DESCRIPTION OF CAPITAL STOCK
As of the date of this prospectus, our authorized capital stock consists of 280,000,000 shares, comprised of 250,000,000 shares of common stock, par value $.001 per share, and 30,000,000 shares of preferred stock, par value $.001 per share. As of October 28, 2011, there were 68,451,324 shares of common stock and no shares of preferred stock issued and outstanding. Our common stock is traded on the NASDAQ Capital Market under the symbol “ZIOP”.
The following description summarizes the material terms of our capital stock. This summary is, however, subject to the provisions of our certificate of incorporation and bylaws. For greater detail about our capital stock, please refer to our certificate of incorporation and bylaws.
Common Stock
Voting.

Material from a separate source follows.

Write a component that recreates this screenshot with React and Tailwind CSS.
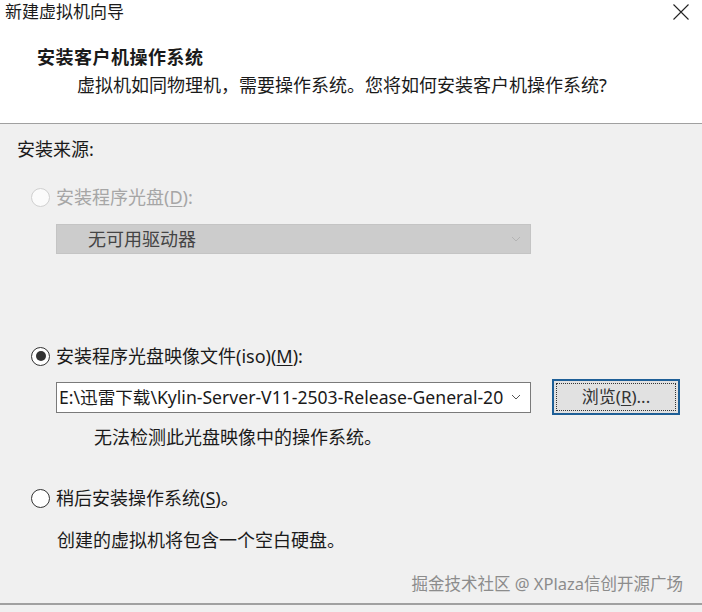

The holders of our common stock are entitled to one vote for each outstanding share of common stock owned by such stockholder on every matter properly submitted to the stockholders for their vote. Stockholders are not entitled to vote cumulatively for the election of directors. Because of this, the holders of a majority of the shares of common stock entitled to vote in any election of directors can elect all of the directors standing for election, if they should so choose. At any meeting of the stockholders, a quorum as to any matter shall consist of a majority of the votes entitled to be cast on the matter, except where a larger quorum is required by law, by our certificate of incorporation or by our bylaws.
Dividend Rights. Holders of our common stock are entitled to receive ratably dividends and other distributions of cash or any other right or property as may be declared by our board of directors out of our assets or funds legally available for such dividends or distributions. The dividend rights of holders of common stock are subject to the dividend rights of the holders of any series of preferred stock that may be issued and outstanding from time to time.
Liquidation Rights. In the event of any voluntary or involuntary liquidation, dissolution or winding up of our affairs, holders of our common stock would be entitled to share ratably in our assets that are legally available for distribution to stockholders after payment of liabilities. If we have any preferred stock outstanding at such time, the holders of such preferred stock may be entitled to distribution and/or liquidation preferences that require us to pay the applicable distribution to the holders of preferred stock before paying distributions to the holders of common stock.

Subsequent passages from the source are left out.